Implementation will prove decisive. Local authorities in Malaysia operate with considerable administrative independence, and they are accustomed to processing applications according to internally-developed procedures and timelines. Imposing standardised approval frameworks and enforcement deadlines will require sustained political pressure and credible monitoring mechanisms. The involvement of the chief secretary, the highest civil service rank, signals that the government intends to invest significant institutional authority into ensuring compliance. However, without clear metrics, transparent reporting, and consequences for non-compliance, the reform initiative risks becoming another circular directive that fades without measurable impact.

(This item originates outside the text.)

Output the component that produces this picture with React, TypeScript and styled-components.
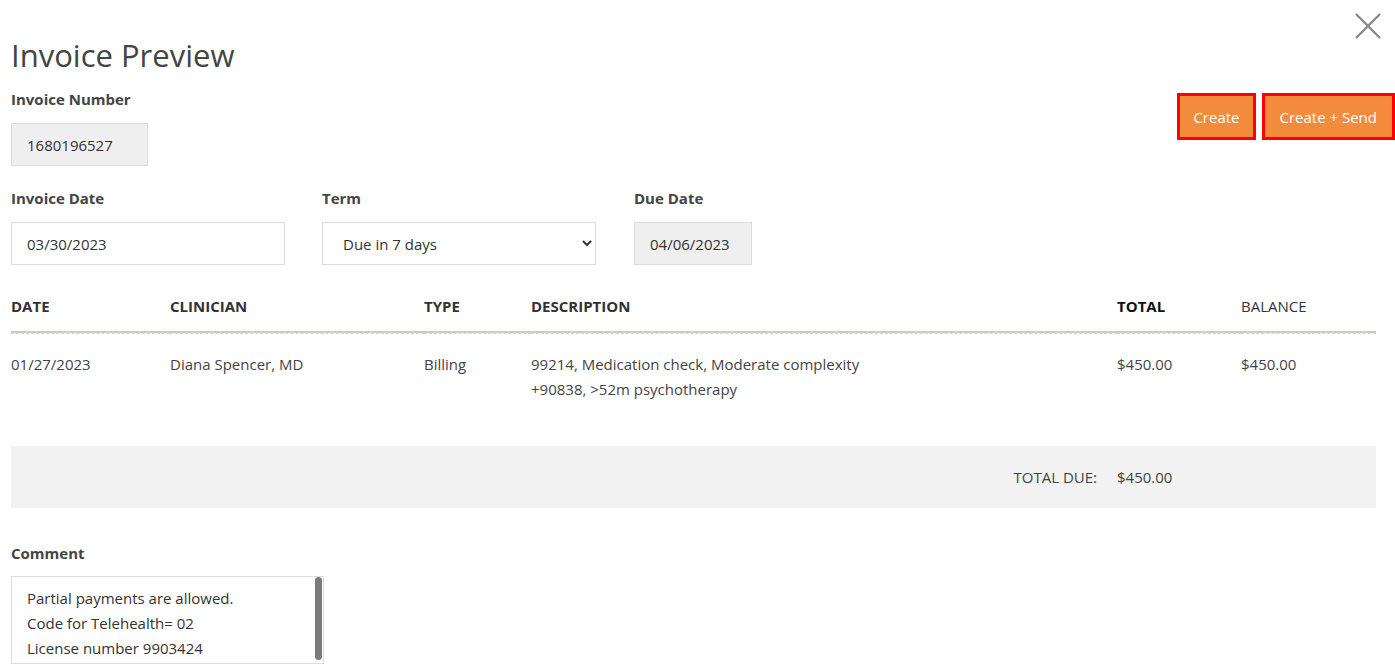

For Malaysian businesses, particularly in the property development and manufacturing sectors, the promised reforms represent a significant potential opportunity. Accelerated approvals could unlock billions in delayed projects and enable entrepreneurs to move from planning into execution far more rapidly. However, scepticism is warranted until concrete timelines and standardised procedures are publicly announced and systematically implemented across the country's hundreds of local authorities. The history of Malaysian administrative reform is checkered with well-intentioned initiatives that encountered implementation challenges or bureaucratic resistance.
The regional context cannot be ignored. Southeast Asian economies are competing intensely for foreign direct investment and regional manufacturing activity, particularly as supply chains diversify away from China. Malaysia's ability to attract and retain investment depends increasingly on offering not merely cost advantages but also operational efficiency and certainty. Delays in securing environmental approvals, land-use permits, or construction licenses can determine whether a multinational corporation chooses Malaysia, Vietnam, or Thailand for a new facility. Anwar's emphasis on streamlining local authority processes acknowledges that Malaysia cannot afford to lose investors to bureaucratic lethargy, regardless of other competitive advantages the country might offer.